## Problem details
In the listing below, pick out lines with "components".

## Information shown

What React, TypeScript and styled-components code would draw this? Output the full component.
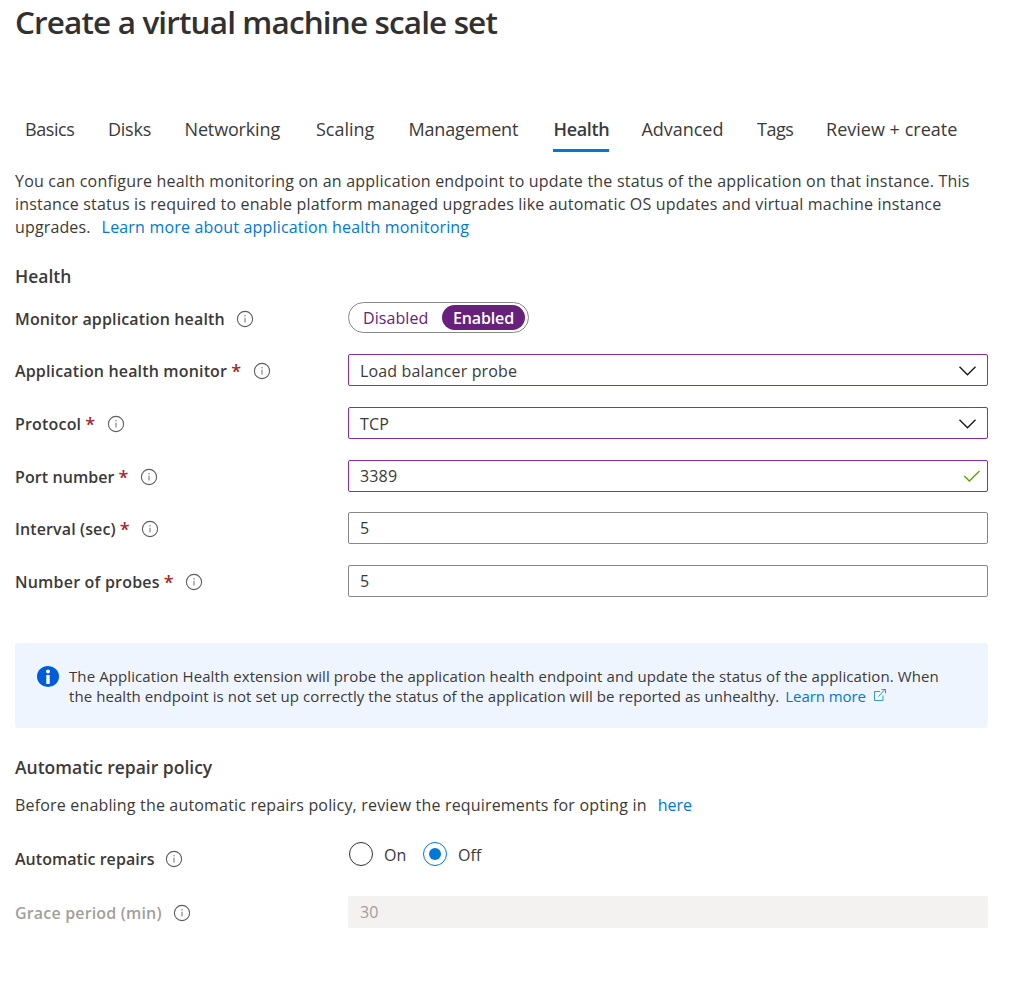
import React from 'react';
import styled, { createGlobalStyle, css } from 'styled-components';

const GlobalStyle = createGlobalStyle`
  *, *::before, *::after { box-sizing: border-box; }
  html, body { margin: 0; background: #fff; }
  body {
    color: #3b3a39;
    font-family: 'Open Sans', 'Noto Sans', sans-serif;
    font-size: 16px;
    font-weight: 400;
  }
`;

const Page = styled.main`
  width: 1025px;
  min-height: 990px;
  padding: 0 37px 0 15px;
  display: flex;
  flex-direction: column;
`;

const Title = styled.h1`
  margin: 0;
  height: 44px;
  color: #323130;
  font-size: 31.5px;
  line-height: 44px;
  font-weight: 600;
  letter-spacing: -0.87px;
  white-space: nowrap;
`;

const Tabs = styled.nav`
  display: flex;
  margin: 70px 0 0 9px;
  height: 38px;
`;

const Tab = styled.a<{ $width: number; $tracking: number; $active?: boolean }>`
  flex: none;
  width: ${(p) => p.$width}px;
  padding-left: 1px;
  font-size: 18px;
  line-height: 30px;
  letter-spacing: ${(p) => p.$tracking}px;
  white-space: nowrap;
  ${(p) =>
    p.$active &&
    css`
      width: 56px;
      margin-right: ${p.$width - 56}px;
      font-weight: 600;
      border-bottom: 3px solid #0078d4;
    `}
`;

const Paragraph = styled.p<{ $top: number }>`
  margin: ${(p) => p.$top}px 0 0;
  line-height: 23px;
`;

const Line = styled.span<{ $tracking: number }>`
  display: block;
  white-space: nowrap;
  letter-spacing: ${(p) => p.$tracking}px;
`;

const Link = styled.a<{ $gap?: number; $tracking?: number }>`
  margin-left: ${(p) => p.$gap ?? 0}px;
  letter-spacing: ${(p) => p.$tracking ?? 0.18}px;
  color: #0078d4;
`;

const SectionTitle = styled.h2<{ $top: number }>`
  margin: ${(p) => p.$top}px 0 0;
  font-size: 17.5px;
  line-height: 26px;
  font-weight: 600;
`;

const Row = styled.div<{ $top: number; $drop?: number }>`
  display: grid;
  grid-template-columns: 333px 640px;
  align-items: start;
  height: 32px;
  margin-top: ${(p) => p.$top}px;
  & > :first-child { margin-top: ${(p) => p.$drop ?? 1}px; }
`;

const Label = styled.label<{ $tracking: number; $disabled?: boolean }>`
  display: flex;
  align-items: center;
  height: 32px;
  font-weight: 600;
  letter-spacing: ${(p) => p.$tracking}px;
  white-space: nowrap;
  color: ${(p) => (p.$disabled ? '#a19f9d' : '#3b3a39')};
  svg { margin-left: 11px; }
`;

const Required = styled.span`
  margin-left: 4px;
  width: 10.6px;
  color: #a4262c;
  font-size: 18px;
`;

const Toggle = styled.div`
  display: flex;
  align-items: center;
  width: 181px;
  height: 31px;
  padding: 2px 3px 2px 14px;
  border: 1px solid #8a8886;
  border-radius: 16px;
  color: #68217a;
`;

const ToggleOption = styled.span<{ $on?: boolean }>`
  flex: none;
  height: 25px;
  line-height: 26px;
  ${(p) =>
    p.$on
      ? css`
          width: 83px;
          margin-left: auto;
          border-radius: 13px;
          background: #68217a;
          color: #fff;
          text-align: center;
          font-weight: 600;
          letter-spacing: -0.15px;
        `
      : css`
          letter-spacing: 0.08px;
        `}
`;

const Field = styled.div<{ $tone?: 'dirty' | 'disabled'; $nudge?: number }>`
  display: flex;
  align-items: center;
  justify-content: space-between;
  height: 32px;
  padding: ${(p) => p.$nudge ?? 0}px 6px 0 11px;
  border: 1px solid ${(p) => (p.$tone === 'dirty' ? '#8a2da5' : '#8a8886')};
  border-radius: 2px;
  letter-spacing: 0.15px;
  ${(p) =>
    p.$tone === 'disabled' &&
    css`
      border-color: #f3f2f1;
      background: #f3f2f1;
      color: #a19f9d;
    `}
`;

const Notice = styled.aside`
  display: flex;
  margin-top: 46px;
  height: 85px;
  padding: 23px 20px 0 22px;
  border-radius: 3px;
  background: #eff5ff;
  font-size: 15px;
  line-height: 20px;
`;

const NoticeText = styled.div`
  margin-left: 10px;
  svg { margin-left: 3px; }
`;

const Radios = styled.div`
  display: flex;
  height: 25px;
  padding: 0 0 0 1px;
  align-items: center;
`;

const Radio = styled.span<{ $checked?: boolean }>`
  display: grid;
  place-items: center;
  width: 24px;
  height: 24px;
  border: 1px solid ${(p) => (p.$checked ? '#0078d4' : '#323130')};
  border-radius: 50%;
  &::after {
    content: '';
    width: 12px;
    height: 12px;
    border-radius: 50%;
    background: ${(p) => (p.$checked ? '#0078d4' : 'transparent')};
  }
`;

const RadioLabel = styled.span`
  width: 50px;
  padding: 2px 0 0 11px;
`;

const InfoIcon = () => (
  <svg width="18" height="18" viewBox="0 0 18 18" fill="none">
    <circle cx="9" cy="9" r="7.6" stroke="#605e5c" strokeWidth="1.1" />
    <path d="M9 7.8v4.6" stroke="#797775" strokeWidth="1.1" />
    <circle cx="9" cy="5.8" r=".75" fill="#797775" />
  </svg>
);

const Chevron = () => (
  <svg width="27" height="16" viewBox="0 0 27 16" fill="none">
    <path d="M5.5 3.7l8 8 8-8" stroke="#1b1a19" strokeWidth="1.4" />
  </svg>
);

const Check = () => (
  <svg width="18" height="16" viewBox="0 0 18 16" fill="none">
    <path d="M1.3 8l5 5L16.5 3" stroke="#57a300" strokeWidth="1.3" />
  </svg>
);

const NoticeIcon = () => (
  <svg width="22" height="22" viewBox="0 0 22 22">
    <ellipse cx="11" cy="10.5" rx="11" ry="10.5" fill="#015cda" />
    <circle cx="11" cy="5.5" r="2" fill="#fff" />
    <path d="M9.3 9h3.4v9H9.3z" fill="#fff" />
  </svg>
);

const ExternalIcon = () => (
  <svg width="14" height="14" viewBox="0 0 14 14" fill="none" stroke="#3999c6" strokeWidth="1">
    <path d="M7 3.5H1.5v9h8.5V7.5M5.5 8.5L12 1.5M8.5 1.5h4v4" />
  </svg>
);

const tabs = [
  { name: 'Basics', width: 83, tracking: -0.42 },
  { name: 'Disks', width: 76.5, tracking: -0.25 },
  { name: 'Networking', width: 131.5, tracking: -0.15 },
  { name: 'Scaling', width: 92.5, tracking: 0 },
  { name: 'Management', width: 145, tracking: -0.16 },
  { name: 'Health', width: 88, tracking: -0.33, active: true },
  { name: 'Advanced', width: 115.5, tracking: -0.03 },
  { name: 'Tags', width: 69, tracking: -0.45 },
  { name: 'Review + create', width: 134, tracking: 0.02 },
];

type Setting = {
  label: string;
  tracking: number;
  top: number;
  value: string;
  dirty?: boolean;
  nudge?: number;
  icon?: React.ReactNode;
};

const settings: Setting[] = [
  { label: 'Application health monitor', tracking: 0.16, top: 20, value: 'Load balancer probe', dirty: true, nudge: 2, icon: <Chevron /> },
  { label: 'Protocol', tracking: 0.18, top: 21, value: 'TCP', dirty: true, nudge: 2, icon: <Chevron /> },
  { label: 'Port number', tracking: 0.08, top: 21, value: '3389', dirty: true, icon: <Check /> },
  { label: 'Interval (sec)', tracking: 0.12, top: 20, value: '5' },
  { label: 'Number of probes', tracking: 0.2, top: 21, value: '5' },
];

export default function App() {
  return (
    <>
      <GlobalStyle />
      <Page>
        <Title>Create a virtual machine scale set</Title>
        <Tabs>
          {tabs.map((t) => (
            <Tab key={t.name} $width={t.width} $tracking={t.tracking} $active={t.active}>
              {t.name}
            </Tab>
          ))}
        </Tabs>

        <Paragraph $top={18}>
          <Line $tracking={0.208}>
            You can configure health monitoring on an application endpoint to update the status of the application on that instance. This
          </Line>
          <Line $tracking={0.176}>
            instance status is required to enable platform managed upgrades like automatic OS updates and virtual machine instance
          </Line>
          <Line $tracking={0.14}>
            upgrades.
            <Link $gap={11} $tracking={0.18}>Learn more about application health monitoring</Link>
          </Line>
        </Paragraph>

        <SectionTitle $top={24}>Health</SectionTitle>
        <Row $top={13}>
          <Label $tracking={0.14}>
            Monitor application health
            <InfoIcon />
          </Label>
          <Toggle>
            <ToggleOption>Disabled</ToggleOption>
            <ToggleOption $on>Enabled</ToggleOption>
          </Toggle>
        </Row>
        {settings.map((s) => (
          <Row key={s.label} $top={s.top}>
            <Label $tracking={s.tracking}>
              {s.label}
              <Required>*</Required>
              <InfoIcon />
            </Label>
            <Field $tone={s.dirty ? 'dirty' : undefined} $nudge={s.nudge}>
              {s.value}
              {s.icon}
            </Field>
          </Row>
        ))}

        <Notice>
          <NoticeIcon />
          <NoticeText>
            <Line $tracking={0.095}>
              The Application Health extension will probe the application health endpoint and update the status of the application. When
            </Line>
            <Line $tracking={0.07}>
              the health endpoint is not set up correctly the status of the application will be reported as unhealthy.
              <Link $gap={6} $tracking={-0.08}>Learn more</Link> <ExternalIcon />
            </Line>
          </NoticeText>
        </Notice>

        <SectionTitle $top={26}>Automatic repair policy</SectionTitle>
        <Paragraph $top={14}>
          <Line $tracking={0.175}>
            Before enabling the automatic repairs policy, review the requirements for opting in
            <Link $gap={11} $tracking={0}>here</Link>
          </Line>
        </Paragraph>

        <Row $top={24} $drop={2}>
          <Label $tracking={0.04}>
            Automatic repairs
            <InfoIcon />
          </Label>
          <Radios>
            <Radio />
            <RadioLabel>On</RadioLabel>
            <Radio $checked />
            <RadioLabel>Off</RadioLabel>
          </Radios>
        </Row>
        <Row $top={23}>
          <Label $tracking={0.17} $disabled>
            Grace period (min)
            <InfoIcon />
          </Label>
          <Field $tone="disabled">30</Field>
        </Row>
      </Page>
    </>
  );
}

## Finished exercise
What React, TypeScript and styled-components code would draw this? Output the full component.
import styled, { createGlobalStyle, css } from 'styled-components';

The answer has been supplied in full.